▶ Stated problem: Select every line below containing the word "that".

▶ Data supplied:
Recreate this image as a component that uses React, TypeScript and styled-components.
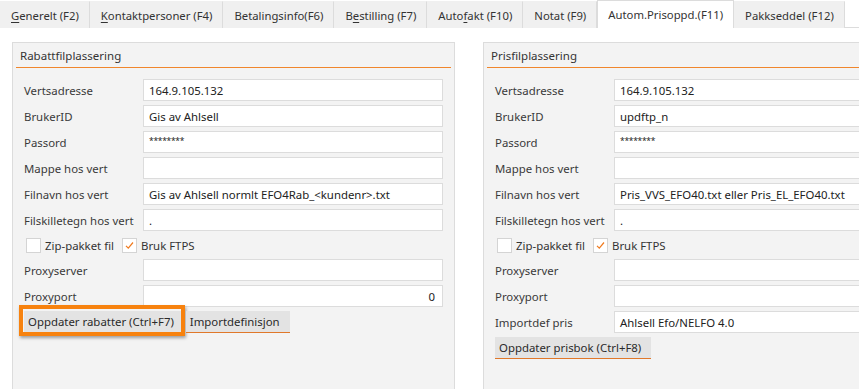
import React from "react";
import styled, { createGlobalStyle } from "styled-components";

const Global = createGlobalStyle`
  html, body {
    margin: 0;
    padding: 0;
    background: #ffffff;
  }
  body {
    font-family: "Segoe UI", "Noto Sans", sans-serif;
    font-size: 11.4px;
    color: #333333;
  }
`;

const Page = styled.div`
  width: 859px;
  height: 389px;
  overflow: hidden;
  background: #ffffff;
`;

const TabBar = styled.div`
  display: flex;
  height: 28px;
  box-sizing: border-box;
  border-bottom: 1px solid #dcdcdc;
  background: #ffffff;
`;

const Tab = styled.div<{ $active?: boolean }>`
  display: flex;
  align-items: center;
  box-sizing: border-box;
  height: ${(p) => (p.$active ? "28px" : "27px")};
  margin-top: ${(p) => (p.$active ? "0" : "1px")};
  padding: 0 10px;
  background: ${(p) => (p.$active ? "#ffffff" : "#f0f0f0")};
  border-right: 1px solid #dcdcdc;
  border-top: 1px solid ${(p) => (p.$active ? "#dcdcdc" : "transparent")};
  border-left: 1px solid ${(p) => (p.$active ? "#dcdcdc" : "transparent")};
  margin-bottom: ${(p) => (p.$active ? "-1px" : "0")};
  white-space: nowrap;
  color: #333333;
  font-size: 11.3px;
  u {
    text-decoration: underline;
    text-underline-offset: 2px;
  }
`;

const Content = styled.div`
  display: flex;
  gap: 28px;
  padding: 14px 0 0 12px;
`;

const Panel = styled.section`
  flex: none;
  width: 443px;
  height: 360px;
  box-sizing: border-box;
  background: #f3f3f3;
  border: 1px solid #dcdcdc;
  display: flex;
  flex-direction: column;
`;

const PanelTitle = styled.div`
  height: 24px;
  margin: 0 3px;
  padding-left: 4px;
  display: flex;
  align-items: center;
  border-bottom: 1.5px solid #f0862c;
  color: #333333;
  font-size: 11.5px;
`;

const Body = styled.div`
  display: flex;
  flex-direction: column;
  gap: 4px;
  padding: 11px 11px 0 11px;
`;

const Row = styled.div`
  display: grid;
  grid-template-columns: 119px 300px;
  align-items: center;
  height: 22px;
`;

const Label = styled.span`
  color: #3a3a3a;
  white-space: nowrap;
`;

const Field = styled.div<{ $right?: boolean }>`
  height: 22px;
  box-sizing: border-box;
  background: #ffffff;
  border: 1px solid #dcdcdc;
  display: flex;
  align-items: center;
  justify-content: ${(p) => (p.$right ? "flex-end" : "flex-start")};
  padding: 0 7px 0 5px;
  color: #222222;
  white-space: nowrap;
  overflow: hidden;
`;

const Stars = styled.span`
  font-size: 8.5px;
  letter-spacing: -0.3px;
  position: relative;
  top: -2px;
`;

const CheckRow = styled.div`
  display: flex;
  align-items: center;
  height: 20px;
  padding-left: 2px;
`;

const CheckItem = styled.label`
  display: flex;
  align-items: center;
  gap: 4px;
  margin-right: 8px;
  color: #333333;
  white-space: nowrap;
`;

const Box = styled.span`
  width: 15px;
  height: 15px;
  box-sizing: border-box;
  background: #ffffff;
  border: 1px solid #d4d4d4;
  display: flex;
  align-items: center;
  justify-content: center;
`;

const Buttons = styled.div`
  display: flex;
  gap: 5px;
  height: 22px;
`;

const Button = styled.div<{ $highlight?: boolean }>`
  position: relative;
  height: 22px;
  box-sizing: border-box;
  display: flex;
  align-items: center;
  padding: 0 ${(p) => (p.$highlight ? "7px" : "10px")} 0 4px;
  background: #e3e3e3;
  border-bottom: 1px solid #e0782a;
  color: #2a2a2a;
  white-space: nowrap;
  ${(p) =>
    p.$highlight &&
    `
    &::after {
      content: "";
      position: absolute;
      left: -5px;
      top: -6px;
      right: -4px;
      bottom: -4px;
      border: 4px solid #f7820e;
      box-shadow: 1px 2px 3px rgba(0, 0, 0, 0.35);
      pointer-events: none;
    }
  `}
`;

const Check = () => (
  <svg width="11" height="11" viewBox="0 0 11 11">
    <path d="M2 5.8 L4.3 8.2 L9 2.5" fill="none" stroke="#f07a1e" strokeWidth="1.2" />
  </svg>
);

type FieldDef = { label: string; value?: string; stars?: boolean; right?: boolean };

const FieldRow = ({ label, value, stars, right }: FieldDef) => (
  <Row>
    <Label>{label}</Label>
    <Field $right={right}>{stars ? <Stars>********</Stars> : value}</Field>
  </Row>
);

const CheckBoxes = () => (
  <CheckRow>
    <CheckItem>
      <Box />
      Zip-pakket fil
    </CheckItem>
    <CheckItem>
      <Box>
        <Check />
      </Box>
      Bruk FTPS
    </CheckItem>
  </CheckRow>
);

const App = () => {
  const left: FieldDef[] = [
    { label: "Vertsadresse", value: "164.9.105.132" },
    { label: "BrukerID", value: "Gis av Ahlsell" },
    { label: "Passord", stars: true },
    { label: "Mappe hos vert", value: "" },
    { label: "Filnavn hos vert", value: "Gis av Ahlsell normlt EFO4Rab_<kundenr>.txt" },
    { label: "Filskilletegn hos vert", value: "." },
  ];
  const right: FieldDef[] = [
    { label: "Vertsadresse", value: "164.9.105.132" },
    { label: "BrukerID", value: "updftp_n" },
    { label: "Passord", stars: true },
    { label: "Mappe hos vert", value: "" },
    { label: "Filnavn hos vert", value: "Pris_VVS_EFO40.txt eller Pris_EL_EFO40.txt" },
    { label: "Filskilletegn hos vert", value: "." },
  ];

  return (
    <>
      <Global />
      <Page>
        <TabBar>
          <Tab>
            <span>
              <u>G</u>enerelt (F2)
            </span>
          </Tab>
          <Tab>
            <span>
              <u>K</u>ontaktpersoner (F4)
            </span>
          </Tab>
          <Tab>Betalingsinfo(F6)</Tab>
          <Tab>
            <span>
              B<u>e</u>stilling (F7)
            </span>
          </Tab>
          <Tab>
            <span>
              Auto<u>f</u>akt (F10)
            </span>
          </Tab>
          <Tab>Notat (F9)</Tab>
          <Tab $active>Autom.Prisoppd.(F11)</Tab>
          <Tab>Pakkseddel (F12)</Tab>
        </TabBar>
        <Content>
          <Panel>
            <PanelTitle>Rabattfilplassering</PanelTitle>
            <Body>
              {left.map((f) => (
                <FieldRow key={f.label} {...f} />
              ))}
              <CheckBoxes />
              <FieldRow label="Proxyserver" value="" />
              <FieldRow label="Proxyport" value="0" right />
              <Buttons>
                <Button $highlight>Oppdater rabatter (Ctrl+F7)</Button>
                <Button>Importdefinisjon</Button>
              </Buttons>
            </Body>
          </Panel>
          <Panel>
            <PanelTitle>Prisfilplassering</PanelTitle>
            <Body>
              {right.map((f) => (
                <FieldRow key={f.label} {...f} />
              ))}
              <CheckBoxes />
              <FieldRow label="Proxyserver" value="" />
              <FieldRow label="Proxyport" value="" />
              <FieldRow label="Importdef pris" value="Ahlsell Efo/NELFO 4.0" />
              <Buttons>
                <Button>Oppdater prisbok (Ctrl+F8)</Button>
              </Buttons>
            </Body>
          </Panel>
        </Content>
      </Page>
    </>
  );
};

export default App;
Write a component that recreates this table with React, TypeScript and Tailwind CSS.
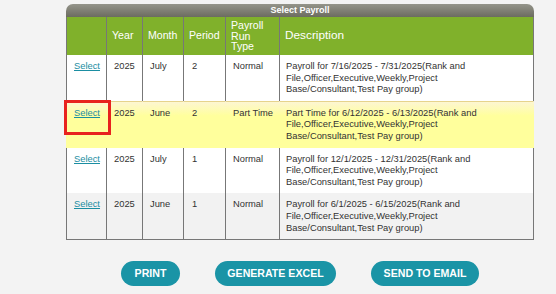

▶ Correct answer:
Recreate this image as a component that uses React, TypeScript and styled-components.
Write a component that recreates this table with React, TypeScript and Tailwind CSS.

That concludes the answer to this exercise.